Start Dataset excerpt

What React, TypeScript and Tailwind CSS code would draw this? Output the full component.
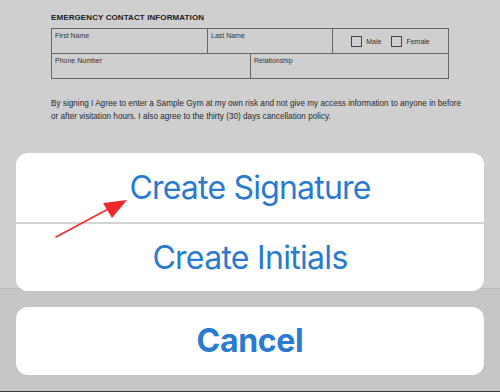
import React from "react";

function Checkbox({ label }: { label: string }) {
  return (
    <span className="flex items-center gap-[4px]">
      <span className="h-[11px] w-[11px] border border-[#444]" />
      <span>{label}</span>
    </span>
  );
}

function ContactForm() {
  return (
    <div className="px-[51px] pt-[13px] font-['Liberation_Sans',Arial,sans-serif] text-[#222]">
      <h2 className="text-[8px] font-bold leading-[10px] tracking-[0.1px] text-[#1a1a1a]">
        EMERGENCY CONTACT INFORMATION
      </h2>
      <div className="mt-[5px] w-[398px] border border-[#666] text-[7px] leading-[9px] text-[#333]">
        <div className="flex h-[25px] border-b border-[#666]">
          <div className="w-[156px] border-r border-[#666] px-[3px] pt-[2px]">First Name</div>
          <div className="w-[125px] border-r border-[#666] px-[3px] pt-[2px]">Last Name</div>
          <div className="flex flex-1 items-center justify-center gap-[10px] pt-[1px]">
            <Checkbox label="Male" />
            <Checkbox label="Female" />
          </div>
        </div>
        <div className="flex h-[24px]">
          <div className="w-[199px] border-r border-[#666] px-[3px] pt-[2px]">Phone Number</div>
          <div className="flex-1 px-[3px] pt-[2px]">Relationship</div>
        </div>
      </div>
      <p className="mt-[18px] w-[414px] text-[8.2px] leading-[13px] text-[#2a2a2a]">
        By signing I Agree to enter a Sample Gym at my own risk and not give my access information to anyone in before
        or after visitation hours. I also agree to the thirty (30) days cancellation policy.
      </p>
    </div>
  );
}

function Arrow() {
  return (
    <svg className="absolute left-0 top-0" width="500" height="392" viewBox="0 0 500 392">
      <line x1="56" y1="237" x2="112" y2="207" stroke="#f02a2a" strokeWidth="1.6" strokeLinecap="round" />
      <polygon points="127,200 103,203 112,218" fill="#f02a2a" />
    </svg>
  );
}

export default function App() {
  return (
    <div className="relative h-[392px] w-[500px] overflow-hidden bg-[#cfcfcf]">
      <div className="flex h-full flex-col">
        <div className="h-[288px]">
          <ContactForm />
        </div>
        <div className="flex-1 border-t border-[#bdbdbd] bg-[#c6c6c6]" />
        <div className="h-[1px] bg-[#3a3a3a]" />
      </div>

      {/* action sheet over the page */}
      <div className="absolute inset-x-[16px] top-[153px] flex flex-col gap-[16px] font-['Inter','Roboto',sans-serif] text-[#2a7bd0]">
        <div className="overflow-hidden rounded-[12px] bg-white">
          <button className="flex h-[69px] w-full items-center justify-center text-[32px] tracking-[-0.8px]">
            Create Signature
          </button>
          <div className="h-[2px] bg-[#d4d4d4]" />
          <button className="flex h-[67px] w-full items-center justify-center text-[32px] tracking-[-0.7px]">
            Create Initials
          </button>
        </div>
        <button className="flex h-[68px] w-full items-center justify-center rounded-[12px] bg-white text-[32px] font-bold tracking-[-0.3px]">
          Cancel
        </button>
      </div>
      <Arrow />
    </div>
  );
}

End Dataset excerpt

Where a line contains "full", copy that line.

What React, TypeScript and Tailwind CSS code would draw this? Output the full component.
      <div className="flex h-full flex-col">
          <button className="flex h-[69px] w-full items-center justify-center text-[32px] tracking-[-0.8px]">
          <button className="flex h-[67px] w-full items-center justify-center text-[32px] tracking-[-0.7px]">
        <button className="flex h-[68px] w-full items-center justify-center rounded-[12px] bg-white text-[32px] font-bold tracking-[-0.3px]">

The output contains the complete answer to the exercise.